I don't want to know beforehand all the techniques - that seems to imply something cold and heartless, something artificial and forced, a reducing to cause and effect or action and reaction, something that implicitly destroys the very passion it's supposed to foster (If they work so well, why do we have to keep being taught more?). I don't want her to have to worry about being "good in bed," and I don't want to worry about that either. I want a woman to love, to protect and care for, a woman who understands me with all of my shortcomings and quirks and loves me anyway, a woman to share in my passions and interests and calling and purpose. In that big picture, worrying about learning a few techniques to be better in bed seems almost comically irrelevant; I'm sure we'll figure things out just fine on our own.
Perhaps that's why study after study shows married people more satisfied with their sex life and why casual sexers are notorious for dumping after the fun of the initial encounter; there's nothing left for the man to discover when it's all revealed at the onset, and if there's no passion, no longing, no deep love and concern and care for the other person, there's no desire to further discover the entire character of the woman, so he moves on to someone else in a continual chase, trying harder and harder and getting diminishing returns.

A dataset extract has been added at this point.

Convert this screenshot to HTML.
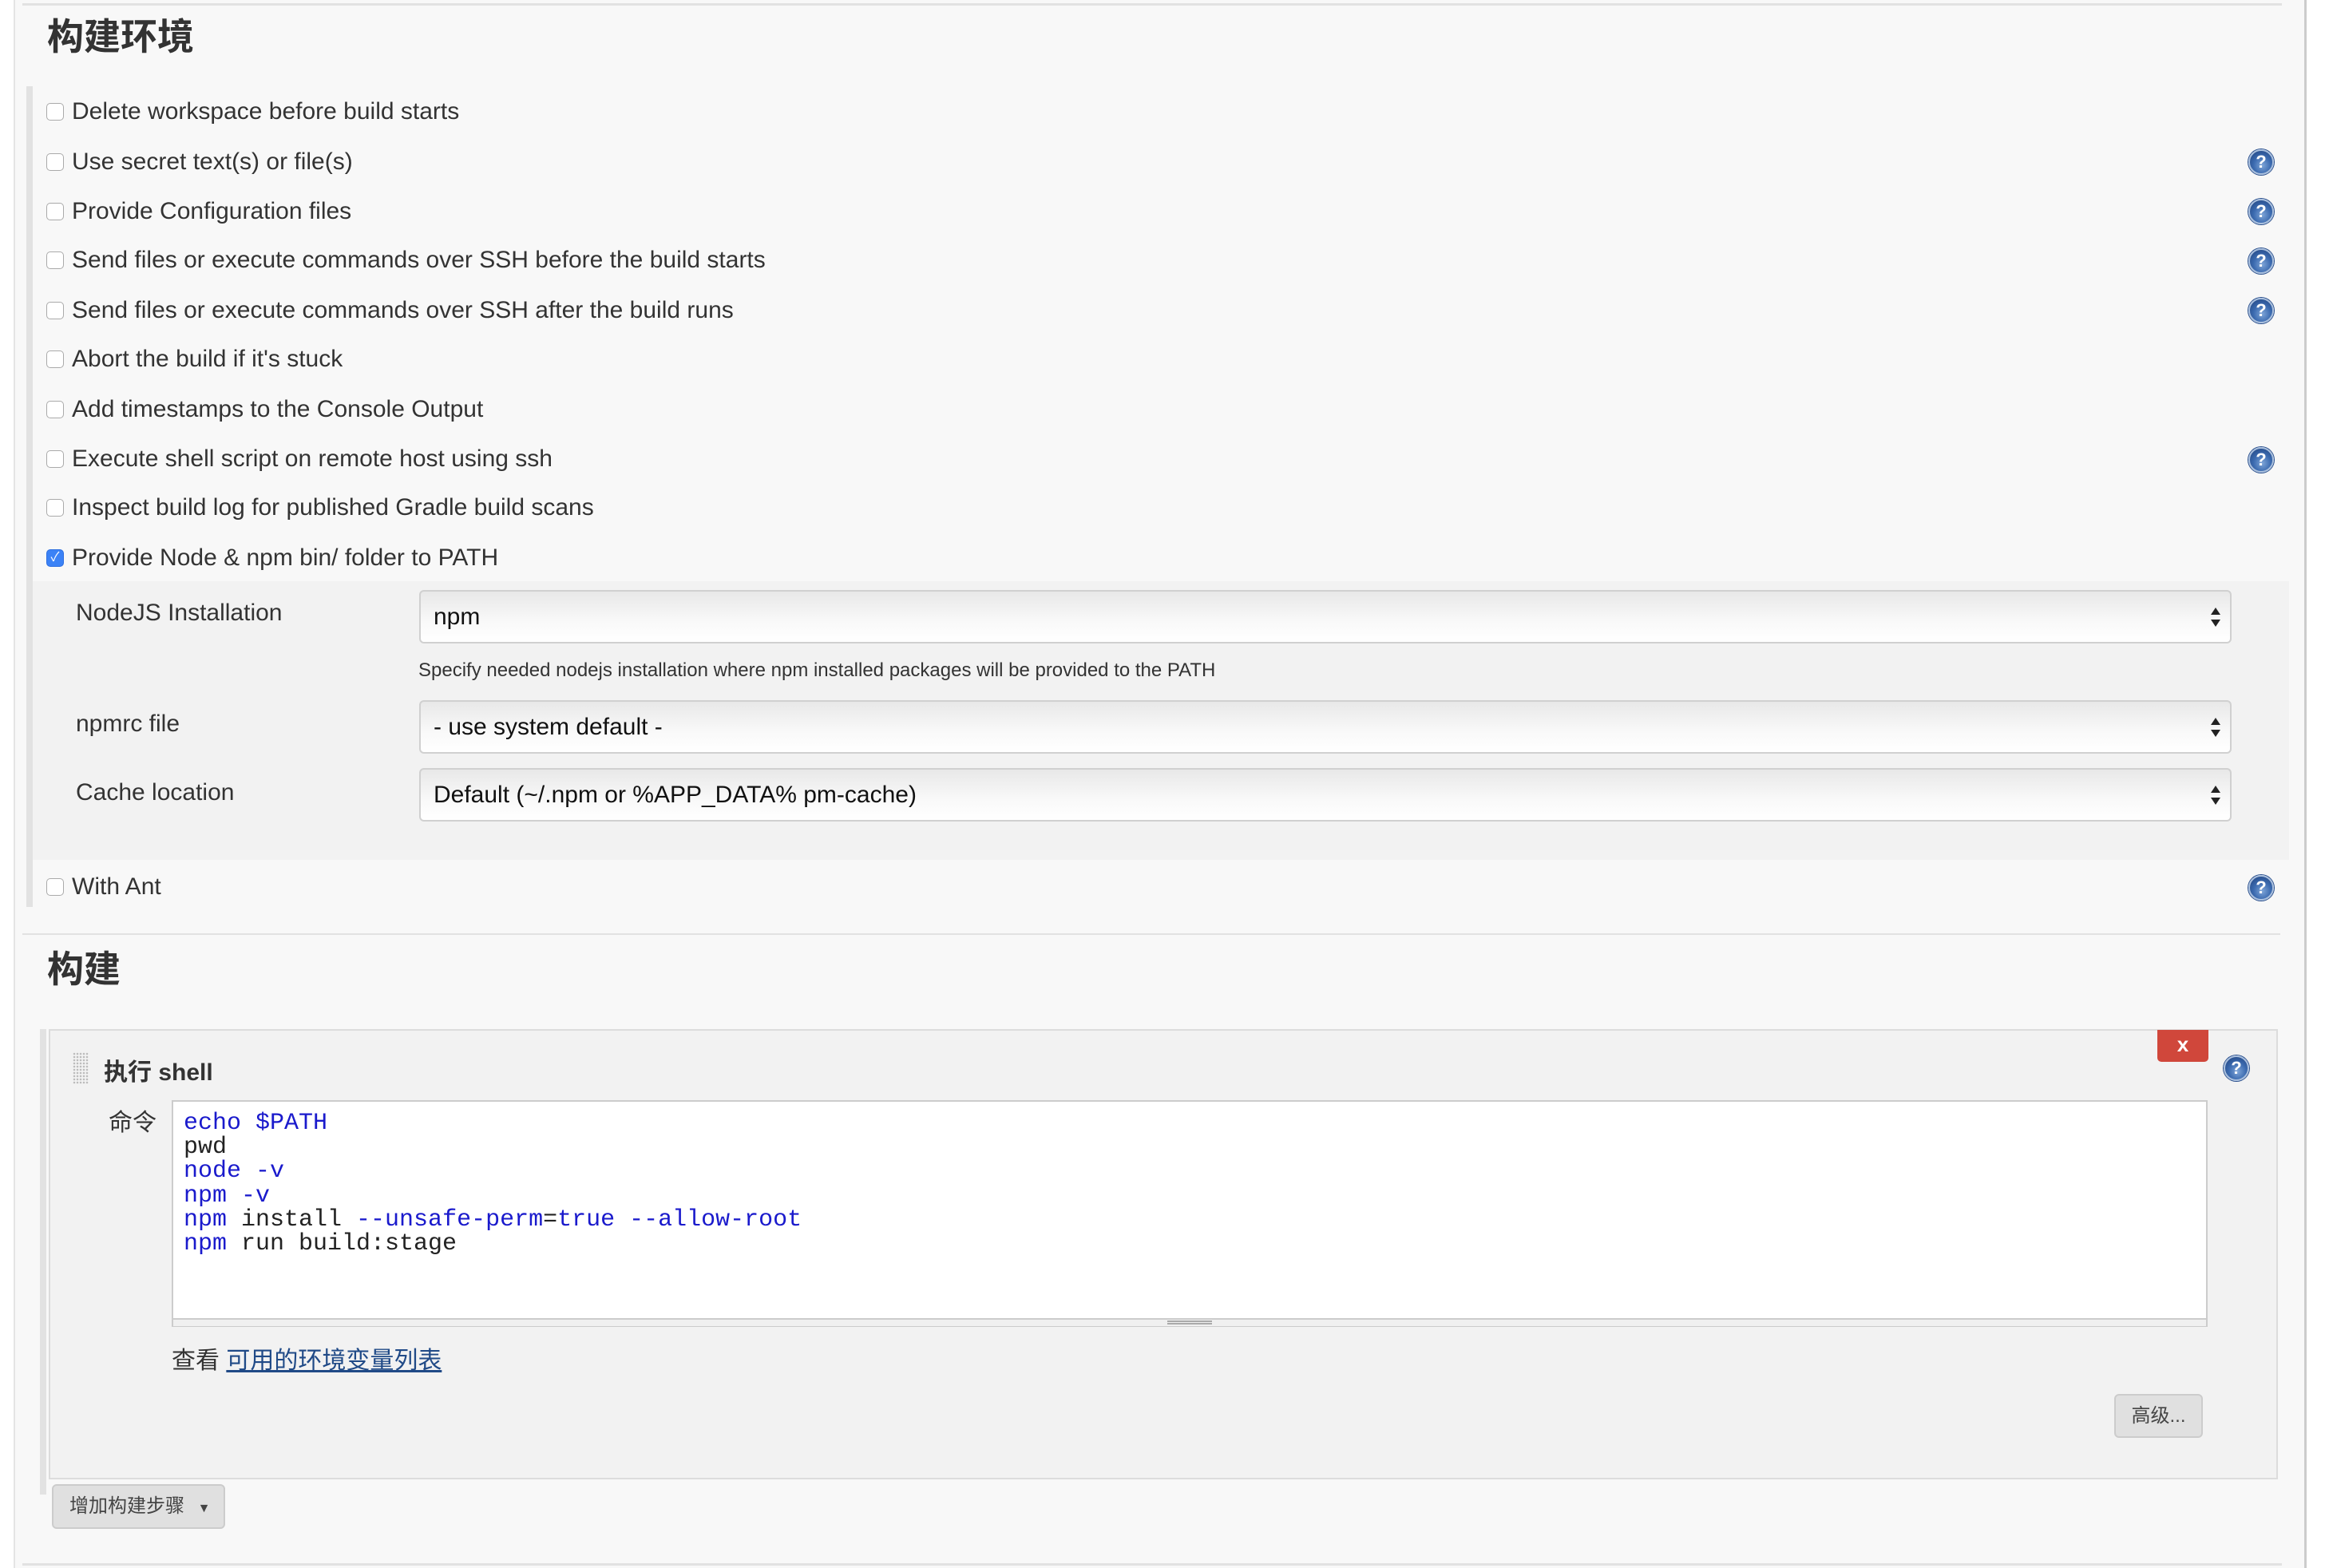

Modesty is incredibly sexy. I don't simply mean a woman who covers up - although there is no greater turn-off than a woman who leaves little to the assaulted imagination. I mean a woman who does not want to parade her sexuality before many men, a woman who recognizes that she will form an emotional attachment with someone and wants to wait until she's sure she it's someone with whom she wants to form that attachment, a woman who is free to guard her sexuality despite everything culture has done to try to wrench it from her in the name of freedom. That kind of woman inspires me to want to protect her modesty - indeed, the modesty of all women - and to prove myself worthy of hers. And I know I'm not the only one.